**AIM:** Pictures do not belong in your copy. Repeat all the other data exactly.

**SOURCE EXCERPT:**
_ _ _
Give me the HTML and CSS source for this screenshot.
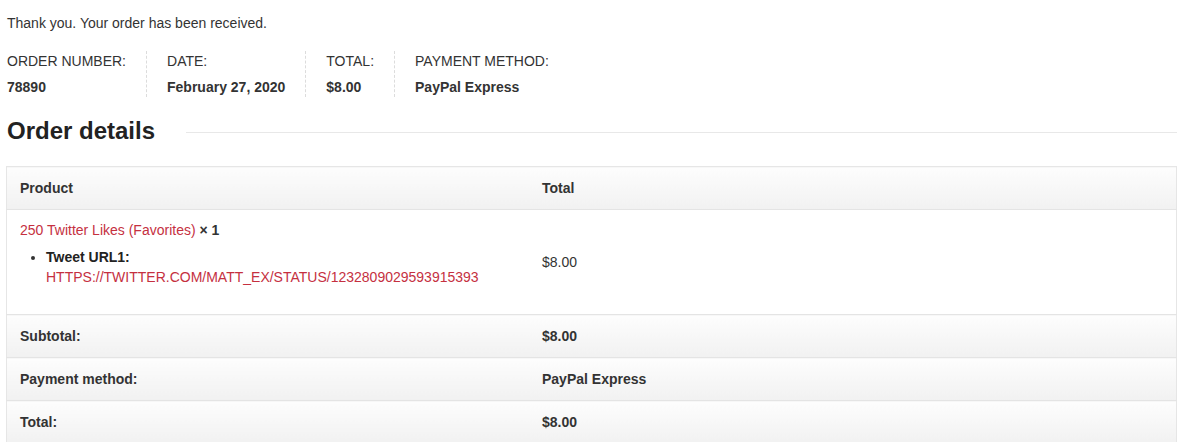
FILE: index.html
```html
<!DOCTYPE html>
<html lang="en">
<head>
  <meta charset="UTF-8">
  <title>Order received</title>
  <link rel="stylesheet" href="styles.css">
</head>
<body>
  <div class="order-page">
    <p class="thanks">Thank you. Your order has been received.</p>

    <ul class="order-overview">
      <li>Order number:<strong>78890</strong></li>
      <li>Date:<strong>February 27, 2020</strong></li>
      <li>Total:<strong>$8.00</strong></li>
      <li>Payment method:<strong>PayPal Express</strong></li>
    </ul>

    <h2 class="section-title">Order details</h2>

    <table class="order-details">
      <thead>
        <tr>
          <th class="col-product">Product</th>
          <th>Total</th>
        </tr>
      </thead>
      <tbody>
        <tr>
          <td class="col-product">
            <a href="#">250 Twitter Likes (Favorites)</a> <strong>&times;&nbsp;1</strong>
            <ul class="item-meta">
              <li><strong>Tweet URL1:</strong><br><a href="#" class="meta-link">https://twitter.com/matt_ex/status/1232809029593915393</a></li>
            </ul>
          </td>
          <td class="price">$8.00</td>
        </tr>
      </tbody>
      <tfoot>
        <tr>
          <th class="col-product">Subtotal:</th>
          <td>$8.00</td>
        </tr>
        <tr>
          <th class="col-product">Payment method:</th>
          <td>PayPal Express</td>
        </tr>
        <tr>
          <th class="col-product">Total:</th>
          <td>$8.00</td>
        </tr>
      </tfoot>
    </table>
  </div>
</body>
</html>
```

FILE: styles.css
```css
body {
  margin: 0;
  font-family: "Liberation Sans", Arial, sans-serif;
  font-size: 14px;
  line-height: 20px;
  color: #333;
}

a {
  color: #c5303f;
  text-decoration: none;
}

.order-page {
  padding: 0 5px 0 6px;
}

.thanks {
  margin: 0;
  padding: 13px 0 0 1px;
}

.order-overview {
  list-style: none;
  display: flex;
  margin: 18px 0 0;
  padding: 0;
  text-transform: uppercase;
}

.order-overview li {
  padding: 0 20px;
  border-right: 1px dashed #dcdcdc;
}

.order-overview li:first-child {
  padding-left: 1px;
}

.order-overview li:last-child {
  border-right: none;
}

.order-overview strong {
  display: block;
  margin-top: 6px;
  text-transform: none;
  color: #333;
}

.section-title {
  display: flex;
  align-items: center;
  margin: 19px 0 20px;
  padding-left: 1px;
  font-size: 24px;
  line-height: 30px;
  color: #222;
}

.section-title::after {
  content: "";
  flex: 1;
  margin-left: 31px;
  margin-top: 2px;
  border-top: 1px solid #e8e8e8;
}

.order-details {
  width: 100%;
  border-collapse: collapse;
  border: 1px solid #e6e6e6;
}

.order-details th,
.order-details td {
  padding: 11px 13px;
  text-align: left;
  vertical-align: middle;
  border-bottom: 1px solid #e4e4e4;
}

.order-details .col-product {
  width: 496px;
}

.order-details thead th,
.order-details tfoot th,
.order-details tfoot td {
  font-weight: bold;
  background: linear-gradient(#fdfdfd, #f1f1f1);
}

.order-details tbody td {
  background: #fff;
}

.order-details tbody .col-product {
  padding-top: 10px;
}

.item-meta {
  margin: 7px 0 16px;
  padding-left: 26px;
}

.item-meta strong {
  color: #222;
}

.meta-link {
  text-transform: uppercase;
}
```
_ _ _
**OUTPUT:**
Give me the HTML and CSS source for this screenshot.
FILE: index.html
```html
<!DOCTYPE html>
<html lang="en">
<head>
  <meta charset="UTF-8">
  <title>Order received</title>
  <link rel="stylesheet" href="styles.css">
</head>
<body>
  <div class="order-page">
    <p class="thanks">Thank you. Your order has been received.</p>

    <ul class="order-overview">
      <li>Order number:<strong>78890</strong></li>
      <li>Date:<strong>February 27, 2020</strong></li>
      <li>Total:<strong>$8.00</strong></li>
      <li>Payment method:<strong>PayPal Express</strong></li>
    </ul>

    <h2 class="section-title">Order details</h2>

    <table class="order-details">
      <thead>
        <tr>
          <th class="col-product">Product</th>
          <th>Total</th>
        </tr>
      </thead>
      <tbody>
        <tr>
          <td class="col-product">
            <a href="#">250 Twitter Likes (Favorites)</a> <strong>&times;&nbsp;1</strong>
            <ul class="item-meta">
              <li><strong>Tweet URL1:</strong><br><a href="#" class="meta-link">https://twitter.com/matt_ex/status/1232809029593915393</a></li>
            </ul>
          </td>
          <td class="price">$8.00</td>
        </tr>
      </tbody>
      <tfoot>
        <tr>
          <th class="col-product">Subtotal:</th>
          <td>$8.00</td>
        </tr>
        <tr>
          <th class="col-product">Payment method:</th>
          <td>PayPal Express</td>
        </tr>
        <tr>
          <th class="col-product">Total:</th>
          <td>$8.00</td>
        </tr>
      </tfoot>
    </table>
  </div>
</body>
</html>
```

FILE: styles.css
```css
body {
  margin: 0;
  font-family: "Liberation Sans", Arial, sans-serif;
  font-size: 14px;
  line-height: 20px;
  color: #333;
}

a {
  color: #c5303f;
  text-decoration: none;
}

.order-page {
  padding: 0 5px 0 6px;
}

.thanks {
  margin: 0;
  padding: 13px 0 0 1px;
}

.order-overview {
  list-style: none;
  display: flex;
  margin: 18px 0 0;
  padding: 0;
  text-transform: uppercase;
}

.order-overview li {
  padding: 0 20px;
  border-right: 1px dashed #dcdcdc;
}

.order-overview li:first-child {
  padding-left: 1px;
}

.order-overview li:last-child {
  border-right: none;
}

.order-overview strong {
  display: block;
  margin-top: 6px;
  text-transform: none;
  color: #333;
}

.section-title {
  display: flex;
  align-items: center;
  margin: 19px 0 20px;
  padding-left: 1px;
  font-size: 24px;
  line-height: 30px;
  color: #222;
}

.section-title::after {
  content: "";
  flex: 1;
  margin-left: 31px;
  margin-top: 2px;
  border-top: 1px solid #e8e8e8;
}

.order-details {
  width: 100%;
  border-collapse: collapse;
  border: 1px solid #e6e6e6;
}

.order-details th,
.order-details td {
  padding: 11px 13px;
  text-align: left;
  vertical-align: middle;
  border-bottom: 1px solid #e4e4e4;
}

.order-details .col-product {
  width: 496px;
}

.order-details thead th,
.order-details tfoot th,
.order-details tfoot td {
  font-weight: bold;
  background: linear-gradient(#fdfdfd, #f1f1f1);
}

.order-details tbody td {
  background: #fff;
}

.order-details tbody .col-product {
  padding-top: 10px;
}

.item-meta {
  margin: 7px 0 16px;
  padding-left: 26px;
}

.item-meta strong {
  color: #222;
}

.meta-link {
  text-transform: uppercase;
}
```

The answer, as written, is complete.